### Problem requirements
Give back the full listing, character for character, with no pictures.

### Material
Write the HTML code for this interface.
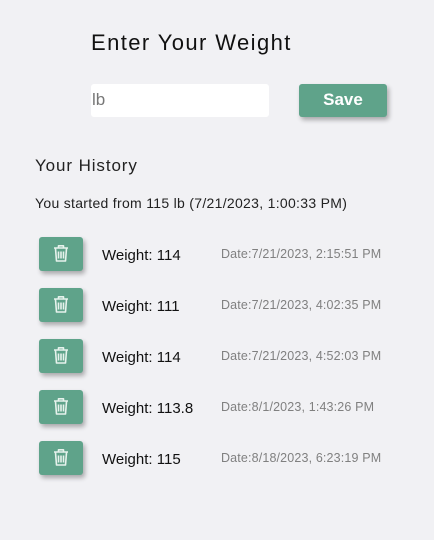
<!DOCTYPE html>
<html><head><style>
body{margin:0;width:434px;height:540px;background:#f1f1f4;font-family:"Liberation Sans",sans-serif;position:relative;overflow:hidden}
.a{position:absolute;white-space:nowrap}
.btn{position:absolute;background:#5fa38a;border-radius:3px;box-shadow:2px 3px 5px rgba(0,0,0,.3)}
</style></head><body>
<div class="a" style="left:91px;top:30px;font-size:22px;color:#111;letter-spacing:1.4px">Enter Your Weight</div>
<div class="a" style="left:91px;top:84px;width:178px;height:33px;background:#fff;border-radius:3px"></div>
<div class="a" style="left:92px;top:90px;font-size:17px;color:#777">lb</div>
<div class="btn" style="left:299px;top:84px;width:88px;height:33px"></div>
<div class="a" style="left:299px;top:90px;width:88px;text-align:center;font-size:17px;color:#fff;font-weight:bold">Save</div>
<div class="a" style="left:35px;top:156px;font-size:17px;color:#222;letter-spacing:0.9px">Your History</div>
<div class="a" style="left:35px;top:195px;font-size:14px;color:#222;letter-spacing:0.3px">You started from 115 lb (7/21/2023, 1:00:33 PM)</div>
<div id="rows"></div>
<script>
var d=[["114","7/21/2023, 2:15:51 PM"],["111","7/21/2023, 4:02:35 PM"],["114","7/21/2023, 4:52:03 PM"],["113.8","8/1/2023, 1:43:26 PM"],["115","8/18/2023, 6:23:19 PM"]];
var h="";d.forEach(function(r,i){var y=237+i*51;
h+='<div class="btn" style="left:39px;top:'+y+'px;width:44px;height:34px"><svg width="44" height="34" viewBox="0 0 44 34"><g fill="none" stroke="#e6f2ec" stroke-width="1.6" stroke-linejoin="round"><path d="M15 11h14M19.5 11v-2.2h5v2.2M16.5 11.5l1 12.5h9l1-12.5M19.5 14.5v7M22 14.5v7M24.5 14.5v7"/></g></svg></div>';
h+='<div class="a" style="left:102px;top:'+(y+10)+'px;font-size:15px;color:#111">Weight: '+r[0]+'</div>';
h+='<div class="a" style="left:221px;top:'+(y+10)+'px;font-size:12.5px;color:#808080;letter-spacing:0.15px">Date:'+r[1]+'</div>';});
document.getElementById("rows").innerHTML=h;
</script>
</body></html>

### Result of this task
Write the HTML code for this interface.
<!DOCTYPE html>
<html><head><style>
body{margin:0;width:434px;height:540px;background:#f1f1f4;font-family:"Liberation Sans",sans-serif;position:relative;overflow:hidden}
.a{position:absolute;white-space:nowrap}
.btn{position:absolute;background:#5fa38a;border-radius:3px;box-shadow:2px 3px 5px rgba(0,0,0,.3)}
</style></head><body>
<div class="a" style="left:91px;top:30px;font-size:22px;color:#111;letter-spacing:1.4px">Enter Your Weight</div>
<div class="a" style="left:91px;top:84px;width:178px;height:33px;background:#fff;border-radius:3px"></div>
<div class="a" style="left:92px;top:90px;font-size:17px;color:#777">lb</div>
<div class="btn" style="left:299px;top:84px;width:88px;height:33px"></div>
<div class="a" style="left:299px;top:90px;width:88px;text-align:center;font-size:17px;color:#fff;font-weight:bold">Save</div>
<div class="a" style="left:35px;top:156px;font-size:17px;color:#222;letter-spacing:0.9px">Your History</div>
<div class="a" style="left:35px;top:195px;font-size:14px;color:#222;letter-spacing:0.3px">You started from 115 lb (7/21/2023, 1:00:33 PM)</div>
<div id="rows"></div>
<script>
var d=[["114","7/21/2023, 2:15:51 PM"],["111","7/21/2023, 4:02:35 PM"],["114","7/21/2023, 4:52:03 PM"],["113.8","8/1/2023, 1:43:26 PM"],["115","8/18/2023, 6:23:19 PM"]];
var h="";d.forEach(function(r,i){var y=237+i*51;
h+='<div class="btn" style="left:39px;top:'+y+'px;width:44px;height:34px"><svg width="44" height="34" viewBox="0 0 44 34"><g fill="none" stroke="#e6f2ec" stroke-width="1.6" stroke-linejoin="round"><path d="M15 11h14M19.5 11v-2.2h5v2.2M16.5 11.5l1 12.5h9l1-12.5M19.5 14.5v7M22 14.5v7M24.5 14.5v7"/></g></svg></div>';
h+='<div class="a" style="left:102px;top:'+(y+10)+'px;font-size:15px;color:#111">Weight: '+r[0]+'</div>';
h+='<div class="a" style="left:221px;top:'+(y+10)+'px;font-size:12.5px;color:#808080;letter-spacing:0.15px">Date:'+r[1]+'</div>';});
document.getElementById("rows").innerHTML=h;
</script>
</body></html>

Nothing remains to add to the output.